Emanuel Drechsel’s chapter on Mobilian Jargon, rehearsing arguments later used in his book on the subject, is interesting but I’m not sure I quite buy his interpretation. He puts forth some fairly convincing evidence of the pidgin’s precontact origin, but his further arguments that it was the lingua franca of the Mississippian culture are less convincing. They seem to be based largely on the close correspondence between the geographical range of the two phenomena and the assumption that a material culture as widespread and yet broadly similar as the Mississippian must have needed a common language, for which a pidgin is an obvious choice. The geographical argument seems a bit dubious to me, since the attestations of the range of use of Mobilian Jargon are of course from a much later period and there’s no reason to assume it had been used within that exact area for hundreds of years, and while the other argument does make a certain amount of sense, the most it can establish is that the Mississippians used a pidgin, and it does nothing to show why that pidgin was likely to have been the ancestor to the Mobilian Jargon of historical times. Indeed, as Drechsel even admits at one point, it’s more likely that the Mississippians used several regional pidgins, of which the one most likely to be connected to Mobilian Jargon would be the one used in the southern area focused on Moundville in present-day Alabama. This rephrasing of Drechsel’s hypothesis is more plausible than the idea that Mobilian Jargon was used throughout the Mississippian area, but it implicitly rejects his other argument, based on geographic range. He may present more convincing evidence in his book, which I haven’t read, but based on this article I see no reason to conclude that Mobilian Jargon is likely to date from Mississippian times.

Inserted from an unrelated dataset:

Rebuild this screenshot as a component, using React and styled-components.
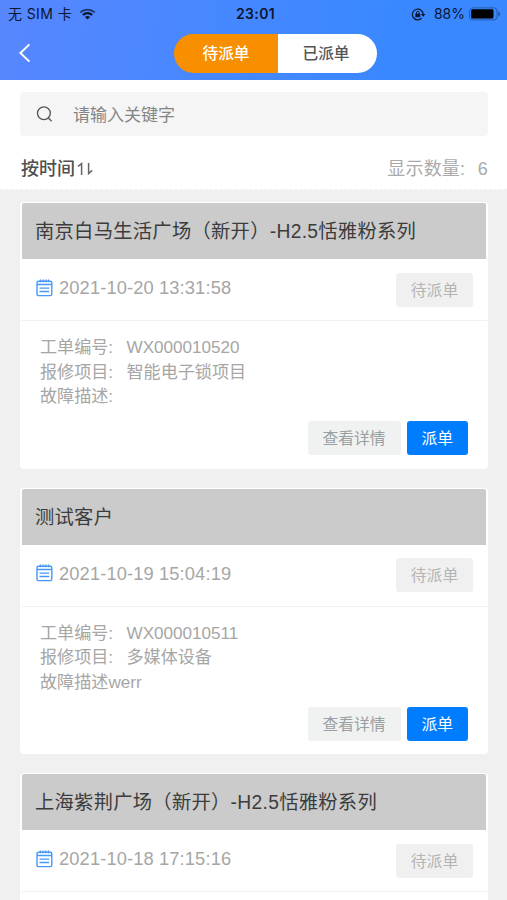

Drechsel’s more convincing argument, that Mobilian Jargon dates from precontact times rather than being a creation of the French colonization of Louisiana, may be indirectly supported by another chapter in this book. In his discussion of leadership titles among natives of Spanish Florida, John H. Hann mentions that the Spanish considered the language of the Guale, apparently identical or closely related to the languages of the Tama, Yamasee, and Apalachicola, to be the most widely understood among the tribes of the area. Since the Apalachicola spoke a Muskogean language related to Hitchiti, the Guale language described by the Spanish was probably Muskogean as well (though the language of the Guale themselves may well not have been), and may well have been the eastern dialect of an early form of Mobilian Jargon, which was of primarily Muskogean origin. If this was indeed the case, it would explain why the language was so widely understood among peoples who may not have actually spoken related languages (many of the languages of this area are extremely poorly attested). Use of a pidgin would have enabled easy communication among speakers of different languages, and if it really is behind these early Spanish reports that would be strong evidence for Drechsel’s contention that Mobilian Jargon was already established at the time of contact, since Spanish colonization was never nearly intense enough to produce the social upheavals likely to create a new lingua franca and the reports are close enough in time to the first clear attestations of Mobilian Jargon that it is the obvious candidate for an intercommunal pidgin in this area.
There’s a lot more in this short volume, most of which is likely to be interesting largely to those who already have some background in these subjects and incomprehensible to others. For those who are interested, though, this is a nice little compendium of fairly recent scholarship on a fascinating topic.
Are you still in DC? As of last June, Second Story Books on Dupont Circle had Taylor’s - you know the one - first book. You could read them all! (I almost bought it, but had too many books to move already.) I’ve been looking for his last book, on New York, but used copies don’t seem to be in the stores I’ve checked.
Comment by eb — January 6, 2008 @ 6:37 pm
And now I see I’ve failed the reading comprehension test.
Comment by eb — January 6, 2008 @ 6:41 pm
Yeah, I’m no longer in DC, but that’s the Second Story location I went to and I didn’t see that book there, so they may have sold it since June. I presume you mean the one about Maine; the others are pretty easy to find.
Comment by teofilo — January 6, 2008 @ 7:34 pm
Yes, that’s the one. Supposed to have some interesting stuff about land speculators, among other things.
Comment by eb — January 6, 2008 @ 9:05 pm
Intriguing. Land speculation is a major (perhaps the major) theme of the one of his I’ve read.